2023-05-02 11:04:31,931 Train Evaluator INFO: Engine run starting with max_epochs=1.
2023-05-02 11:04:42,541 Train Evaluator INFO: Epoch[1] Complete. Time taken: 00:00:10.608
2023-05-02 11:04:42,542 Train Evaluator INFO: Engine run complete. Time taken: 00:00:10.609
2023-05-02 11:04:42,543 Validation Evaluator INFO: Engine run starting with max_epochs=1.
2023-05-02 11:04:44,418 Validation Evaluator INFO: Epoch[1] Complete. Time taken: 00:00:01.876
2023-05-02 11:04:44,418 Validation Evaluator INFO: Engine run complete. Time taken: 00:00:01.876
2023-05-02 11:04:44,419 Trainer INFO: Epoch[1] Complete. Time taken: 00:00:28.867
2023-05-02 11:04:59,881 Train Evaluator INFO: Engine run starting with max_epochs=1.
2023-05-02 11:05:10,424 Train Evaluator INFO: Epoch[1] Complete. Time taken: 00:00:10.543
2023-05-02 11:05:10,425 Train Evaluator INFO: Engine run complete. Time taken: 00:00:10.543
2023-05-02 11:05:10,426 

State:
	iteration: 9380
	epoch: 10
	epoch_length: 938
	max_epochs: 10
	max_iters: <class 'NoneType'>
	output: 0.04835706204175949
	batch: <class 'list'>
	metrics: <class 'dict'>
	dataloader: <class 'torch.utils.data.dataloader.DataLoader'>
	seed: <class 'NoneType'>
	times: <class 'dict'>

Head back to the run on Neptune to watch it being updated live!

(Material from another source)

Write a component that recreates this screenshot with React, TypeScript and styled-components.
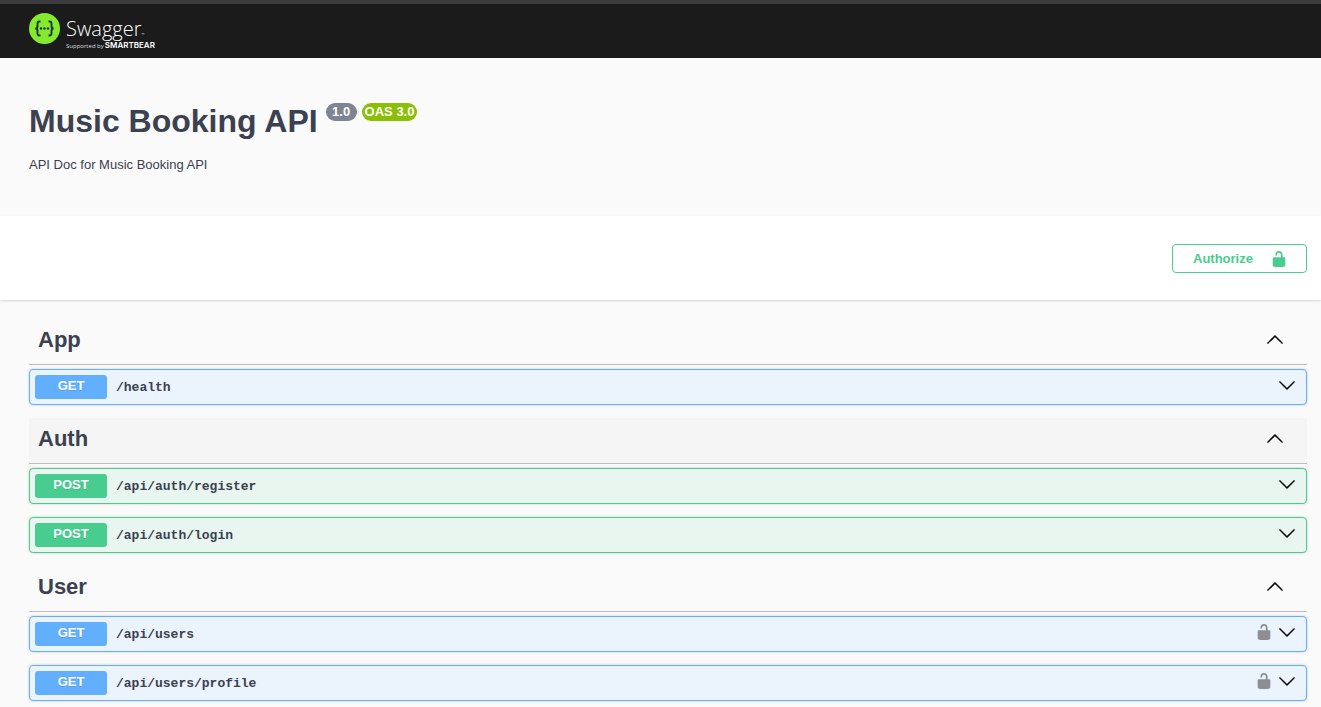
import React, { useState } from "react";
import styled, { createGlobalStyle } from "styled-components";

const GlobalStyle = createGlobalStyle`
  * { box-sizing: border-box; }
  body {
    margin: 0;
    background: #fafafa;
    color: #3b4151;
    font-family: "Liberation Sans", Arial, sans-serif;
  }
  button { font-family: inherit; color: inherit; cursor: pointer; }
`;

const colors = {
  get: { main: "#61affe", tint: "#ebf3fc" },
  post: { main: "#49cc90", tint: "#e8f6ef" },
};

type Method = keyof typeof colors;

const Topbar = styled.header`
  display: flex;
  align-items: flex-start;
  height: 58px;
  padding: 9px 14px 0 29px;
  background: #1b1b1b;
  border-top: 4px solid #3c3c3c;
`;

const LogoLink = styled.a`
  display: flex;
  gap: 6px;
  color: #fff;
  text-decoration: none;
`;

const LogoMark = styled.svg`
  width: 31px;
  height: 31px;
`;

const LogoText = styled.span`
  display: flex;
  flex-direction: column;
  padding-top: 4px;
`;

const LogoName = styled.span`
  font: 300 20px/23px "Open Sans", sans-serif;

  small {
    font-size: 4px;
    line-height: 4px;
  }
`;

const LogoTagline = styled.span`
  display: flex;
  align-items: baseline;
  gap: 1px;
  font: 400 6px/10px "Open Sans", sans-serif;
  color: #ddd;

  strong {
    font: 600 8px/10px Inter, sans-serif;
    color: #fff;
  }
`;

const Info = styled.section`
  padding: 44px 14px 41px 29px;
`;

const TitleRow = styled.div`
  display: flex;
  align-items: flex-start;
  gap: 5px;
  margin-bottom: 15px;
`;

const Title = styled.h1`
  margin: 0;
  padding-right: 3px;
  font-size: 32px;
  line-height: 38px;
`;

const Pill = styled.span<{ $color: string }>`
  margin-top: 1px;
  padding: 0 3px;
  min-width: 31px;
  border-radius: 9px;
  background: ${(p) => p.$color};
  color: #fff;
  font-size: 13px;
  font-weight: 700;
  line-height: 18px;
  text-align: center;
`;

const Description = styled.p`
  margin: 0;
  font-size: 13px;
  line-height: 20px;
`;

const SchemeBar = styled.section`
  display: flex;
  justify-content: flex-end;
  padding: 28px 14px 27px 29px;
  background: #fff;
  box-shadow: 0 1px 2px rgba(0, 0, 0, 0.15);
`;

const AuthorizeButton = styled.button`
  display: flex;
  align-items: center;
  justify-content: space-between;
  min-width: 135px;
  height: 29px;
  padding: 0 18px 0 20px;
  border: 1px solid #49cc90;
  border-radius: 4px;
  background: transparent;
  color: #49cc90;
  font-size: 13px;
  font-weight: 700;
`;

const Sections = styled.main`
  padding: 19px 14px 6px 29px;
`;

const TagHeading = styled.h2`
  margin: 0 0 4px;
`;

const TagButton = styled.button<{ $active?: boolean }>`
  display: flex;
  align-items: center;
  justify-content: space-between;
  width: 100%;
  height: 46px;
  padding: 0 23px 3px 9px;
  border: 0;
  border-bottom: 1px solid #bcbec2;
  background: ${(p) => (p.$active ? "#f5f5f5" : "transparent")};
  font-size: 22px;
  font-weight: 700;
  text-align: left;

  &:hover {
    background: #f5f5f5;
  }
`;

const Operation = styled.article<{ $method: Method }>`
  display: flex;
  align-items: center;
  height: 36px;
  margin-bottom: 13px;
  padding: 0 10px 0 5px;
  border: 1px solid ${(p) => colors[p.$method].main};
  border-radius: 4px;
  background: ${(p) => colors[p.$method].tint};
  box-shadow: 0 0 3px rgba(0, 0, 0, 0.19);
`;

const OperationSummary = styled.button`
  display: flex;
  flex: 1;
  align-items: center;
  gap: 9px;
  padding: 0;
  border: 0;
  background: none;
  text-align: left;
`;

const MethodBadge = styled.span<{ $method: Method }>`
  width: 72px;
  height: 24px;
  border-radius: 3px;
  background: ${(p) => colors[p.$method].main};
  color: #fff;
  font-size: 13px;
  font-weight: 700;
  line-height: 22px;
  text-align: center;
  text-shadow: 0 1px 0 rgba(0, 0, 0, 0.1);
`;

const Path = styled.span`
  padding-top: 2px;
  font: 700 13px/20px "Liberation Mono", monospace;
`;

const IconButton = styled.button`
  display: flex;
  padding: 0 0 4px;
  border: 0;
  background: none;
`;

const LockButton = styled(IconButton)`
  margin-right: 5px;
  color: #8b8f94;
`;

const Arrow = styled.svg<{ $up?: boolean }>`
  width: 18px;
  height: 18px;
  color: #000;
  transform: ${(p) => (p.$up ? "rotate(180deg)" : "none")};
`;

const Lock = styled.svg`
  width: 18px;
  height: 18px;
`;

const ArrowIcon = ({ up }: { up?: boolean }) => (
  <Arrow $up={up} viewBox="0 0 20 20" fill="currentColor" stroke="currentColor" strokeWidth="0.3" aria-hidden="true">
    <path d="M17.418 6.109c.272-.268.709-.268.979 0s.271.701 0 .969l-7.908 7.83c-.27.268-.707.268-.979 0l-7.908-7.83c-.27-.268-.27-.701 0-.969.271-.268.709-.268.979 0L10 13.25l7.418-7.141z" />
  </Arrow>
);

const UnlockIcon = () => (
  <Lock viewBox="0 0 20 20" fill="currentColor" aria-hidden="true">
    <path d="M15.8 8H14V5.6C14 2.703 12.665 1 10 1 7.334 1 6 2.703 6 5.6V6h2v-.801C8 3.754 8.797 3 10 3c1.203 0 2 .754 2 2.199V8H4c-.553 0-1 .646-1 1.199V17c0 .549.428 1.139.951 1.307l1.197.387C5.672 18.861 6.55 19 7.1 19h5.8c.549 0 1.428-.139 1.951-.307l1.196-.387c.524-.167.953-.757.953-1.306V9.199C17 8.646 16.352 8 15.8 8z" />
  </Lock>
);

interface Endpoint {
  method: Method;
  path: string;
  secured?: boolean;
}

const tags: { name: string; active?: boolean; endpoints: Endpoint[] }[] = [
  { name: "App", endpoints: [{ method: "get", path: "/health" }] },
  {
    name: "Auth",
    active: true,
    endpoints: [
      { method: "post", path: "/api/auth/register" },
      { method: "post", path: "/api/auth/login" },
    ],
  },
  {
    name: "User",
    endpoints: [
      { method: "get", path: "/api/users", secured: true },
      { method: "get", path: "/api/users/profile", secured: true },
    ],
  },
];

function TagSection({ name, active, endpoints }: (typeof tags)[number]) {
  const [open, setOpen] = useState(true);
  return (
    <section>
      <TagHeading>
        <TagButton $active={active} aria-expanded={open} onClick={() => setOpen(!open)}>
          {name}
          <ArrowIcon up={open} />
        </TagButton>
      </TagHeading>
      {open &&
        endpoints.map(({ method, path, secured }) => (
          <Operation key={path} $method={method}>
            <OperationSummary>
              <MethodBadge $method={method}>{method.toUpperCase()}</MethodBadge>
              <Path>{path}</Path>
            </OperationSummary>
            {secured && (
              <LockButton aria-label="Authorization required">
                <UnlockIcon />
              </LockButton>
            )}
            <IconButton aria-label={`Expand ${path}`}>
              <ArrowIcon />
            </IconButton>
          </Operation>
        ))}
    </section>
  );
}

export default function App() {
  return (
    <>
      <GlobalStyle />
      <Topbar>
        <LogoLink href="#">
          <LogoMark viewBox="0 0 31 31" aria-hidden="true">
            <circle cx="15.5" cy="15.5" r="15.5" fill="#85ea2d" />
            <g fill="none" stroke="#173647" strokeWidth="1.9">
              <path d="M11.5 8.5h-1c-1.5 0-2 .8-2 2.2v2.5c0 1.5-.7 2.3-2.2 2.3 1.5 0 2.2.8 2.2 2.3v2.5c0 1.4.5 2.2 2 2.2h1" />
              <path d="M19.5 8.5h1c1.5 0 2 .8 2 2.2v2.5c0 1.5.7 2.3 2.2 2.3-1.5 0-2.2.8-2.2 2.3v2.5c0 1.4-.5 2.2-2 2.2h-1" />
            </g>
            <g fill="#173647">
              <circle cx="12" cy="15.5" r="1.2" />
              <circle cx="15.5" cy="15.5" r="1.2" />
              <circle cx="19" cy="15.5" r="1.2" />
            </g>
          </LogoMark>
          <LogoText>
            <LogoName>
              Swagger<small>™</small>
            </LogoName>
            <LogoTagline>
              Supported by <strong>SMARTBEAR</strong>
            </LogoTagline>
          </LogoText>
        </LogoLink>
      </Topbar>
      <Info>
        <TitleRow>
          <Title>Music Booking API</Title>
          <Pill $color="#7d8492">1.0</Pill>
          <Pill $color="#89bf04">OAS 3.0</Pill>
        </TitleRow>
        <Description>API Doc for Music Booking API</Description>
      </Info>
      <SchemeBar>
        <AuthorizeButton>
          Authorize
          <UnlockIcon />
        </AuthorizeButton>
      </SchemeBar>
      <Sections>
        {tags.map((tag) => (
          <TagSection key={tag.name} {...tag} />
        ))}
      </Sections>
    </>
  );
}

## (Neptune) Logging additional metadata after training
You can access the Neptune run through the `.experiment` attribute of the `NeptuneLogger` object.

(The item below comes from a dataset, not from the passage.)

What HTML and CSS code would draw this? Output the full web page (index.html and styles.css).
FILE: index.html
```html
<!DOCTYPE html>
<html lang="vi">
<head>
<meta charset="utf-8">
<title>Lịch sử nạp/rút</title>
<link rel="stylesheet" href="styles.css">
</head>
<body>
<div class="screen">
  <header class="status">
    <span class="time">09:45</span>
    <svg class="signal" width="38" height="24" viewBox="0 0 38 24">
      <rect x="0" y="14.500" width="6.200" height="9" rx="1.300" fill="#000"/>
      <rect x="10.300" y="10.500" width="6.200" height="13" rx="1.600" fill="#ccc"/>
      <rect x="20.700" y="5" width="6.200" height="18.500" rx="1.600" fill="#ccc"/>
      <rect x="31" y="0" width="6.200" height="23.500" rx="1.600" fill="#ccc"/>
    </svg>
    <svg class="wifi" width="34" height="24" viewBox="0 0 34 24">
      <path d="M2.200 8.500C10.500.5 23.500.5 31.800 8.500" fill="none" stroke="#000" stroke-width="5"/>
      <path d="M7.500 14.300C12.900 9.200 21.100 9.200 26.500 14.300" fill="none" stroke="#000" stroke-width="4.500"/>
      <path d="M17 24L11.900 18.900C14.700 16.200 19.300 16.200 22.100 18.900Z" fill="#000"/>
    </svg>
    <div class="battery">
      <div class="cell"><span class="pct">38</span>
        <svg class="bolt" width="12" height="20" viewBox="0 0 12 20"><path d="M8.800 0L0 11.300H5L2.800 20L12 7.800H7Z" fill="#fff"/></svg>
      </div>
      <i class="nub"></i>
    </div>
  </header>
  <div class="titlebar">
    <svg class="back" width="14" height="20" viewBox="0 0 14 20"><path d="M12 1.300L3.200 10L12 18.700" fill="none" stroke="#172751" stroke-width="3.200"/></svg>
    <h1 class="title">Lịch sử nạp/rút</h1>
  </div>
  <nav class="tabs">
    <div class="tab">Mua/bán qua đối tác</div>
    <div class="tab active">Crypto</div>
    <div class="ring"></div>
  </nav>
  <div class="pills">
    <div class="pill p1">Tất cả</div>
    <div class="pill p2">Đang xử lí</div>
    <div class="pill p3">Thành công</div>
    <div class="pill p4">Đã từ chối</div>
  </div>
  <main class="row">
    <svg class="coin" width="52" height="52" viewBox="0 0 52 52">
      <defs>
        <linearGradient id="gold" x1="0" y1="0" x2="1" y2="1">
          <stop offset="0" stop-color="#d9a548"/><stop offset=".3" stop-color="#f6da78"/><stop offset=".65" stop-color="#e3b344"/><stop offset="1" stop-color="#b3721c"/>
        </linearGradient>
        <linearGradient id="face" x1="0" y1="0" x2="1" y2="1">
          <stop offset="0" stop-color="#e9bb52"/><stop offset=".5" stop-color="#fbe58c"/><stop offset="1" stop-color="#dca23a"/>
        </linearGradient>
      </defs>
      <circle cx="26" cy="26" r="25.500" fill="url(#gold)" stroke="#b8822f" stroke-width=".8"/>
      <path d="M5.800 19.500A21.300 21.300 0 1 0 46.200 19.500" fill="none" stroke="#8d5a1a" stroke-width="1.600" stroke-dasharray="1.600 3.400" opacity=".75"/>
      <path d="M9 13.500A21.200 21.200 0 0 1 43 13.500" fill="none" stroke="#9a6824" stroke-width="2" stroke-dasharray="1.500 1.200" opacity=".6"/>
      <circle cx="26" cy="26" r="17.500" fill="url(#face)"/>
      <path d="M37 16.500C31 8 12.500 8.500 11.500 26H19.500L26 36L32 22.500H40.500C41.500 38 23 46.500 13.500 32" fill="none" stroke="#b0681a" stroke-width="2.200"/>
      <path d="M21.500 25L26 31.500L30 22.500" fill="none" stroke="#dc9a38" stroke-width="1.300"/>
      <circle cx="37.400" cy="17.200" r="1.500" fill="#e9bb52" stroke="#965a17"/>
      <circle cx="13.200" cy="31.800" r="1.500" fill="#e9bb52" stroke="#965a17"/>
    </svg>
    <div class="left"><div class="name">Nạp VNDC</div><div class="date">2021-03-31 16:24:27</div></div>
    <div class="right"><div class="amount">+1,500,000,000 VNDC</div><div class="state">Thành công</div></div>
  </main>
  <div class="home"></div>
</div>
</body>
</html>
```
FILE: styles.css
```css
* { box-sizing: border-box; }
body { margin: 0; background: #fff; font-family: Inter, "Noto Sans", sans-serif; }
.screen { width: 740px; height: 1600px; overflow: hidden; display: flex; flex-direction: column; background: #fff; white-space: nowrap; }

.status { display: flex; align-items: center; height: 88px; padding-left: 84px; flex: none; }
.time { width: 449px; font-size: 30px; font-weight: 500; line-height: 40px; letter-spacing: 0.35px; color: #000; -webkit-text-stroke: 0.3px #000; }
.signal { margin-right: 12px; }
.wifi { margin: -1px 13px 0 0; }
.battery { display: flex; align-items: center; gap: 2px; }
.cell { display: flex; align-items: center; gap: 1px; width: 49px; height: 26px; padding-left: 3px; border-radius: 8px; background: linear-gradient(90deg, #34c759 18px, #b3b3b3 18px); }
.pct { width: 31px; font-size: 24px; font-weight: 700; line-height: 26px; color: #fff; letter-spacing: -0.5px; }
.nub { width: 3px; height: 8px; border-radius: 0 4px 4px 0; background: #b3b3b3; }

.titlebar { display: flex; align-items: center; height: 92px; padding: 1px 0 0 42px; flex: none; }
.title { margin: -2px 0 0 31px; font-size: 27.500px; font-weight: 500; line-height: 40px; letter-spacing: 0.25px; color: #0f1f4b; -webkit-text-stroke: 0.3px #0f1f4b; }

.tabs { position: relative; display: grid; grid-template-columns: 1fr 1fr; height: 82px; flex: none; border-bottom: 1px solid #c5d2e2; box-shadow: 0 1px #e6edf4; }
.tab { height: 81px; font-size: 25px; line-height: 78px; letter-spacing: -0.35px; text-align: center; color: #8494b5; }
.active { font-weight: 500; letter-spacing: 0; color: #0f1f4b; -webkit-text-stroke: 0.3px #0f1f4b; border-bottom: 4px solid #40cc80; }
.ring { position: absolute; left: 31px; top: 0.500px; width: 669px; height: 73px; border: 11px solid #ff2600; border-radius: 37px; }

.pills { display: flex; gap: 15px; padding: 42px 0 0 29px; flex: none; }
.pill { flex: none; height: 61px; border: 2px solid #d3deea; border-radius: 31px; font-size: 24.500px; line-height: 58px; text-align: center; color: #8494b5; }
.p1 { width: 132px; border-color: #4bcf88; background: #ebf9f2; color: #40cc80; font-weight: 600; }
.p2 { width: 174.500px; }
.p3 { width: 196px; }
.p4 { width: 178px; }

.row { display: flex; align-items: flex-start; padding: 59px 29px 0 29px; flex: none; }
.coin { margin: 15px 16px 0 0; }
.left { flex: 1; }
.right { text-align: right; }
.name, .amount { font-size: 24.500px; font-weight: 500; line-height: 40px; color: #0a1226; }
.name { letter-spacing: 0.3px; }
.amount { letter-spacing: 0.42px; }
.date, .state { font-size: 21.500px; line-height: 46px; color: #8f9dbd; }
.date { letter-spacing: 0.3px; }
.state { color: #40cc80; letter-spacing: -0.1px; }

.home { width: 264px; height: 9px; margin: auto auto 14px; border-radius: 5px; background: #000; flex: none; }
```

### (Neptune) Log hyper-parameters

In [30]:
neptune_logger.experiment["params"] = params

### (Neptune) Upload trained model

In [31]:
torch.save(model.state_dict(), "model.pth")
neptune_logger.experiment["trained_model"].upload("model.pth")

## (Neptune) Stop logging

In [32]:
neptune_logger.close()

Shutting down background jobs, please wait a moment...
Done!
Waiting for the remaining 10 operations to synchronize with Neptune. Do not kill this process.
All 10 operations synced, thanks for waiting!
Explore the metadata in the Neptune app:
https://app.neptune.ai/common/pytorch-ignite-integration/e/PYTOR2-25/metadata


## Analyze logged metadata in the Neptune app

Go to the run link and explore metadata (metrics, params, model checkpoints) that were logged to the run in Neptune.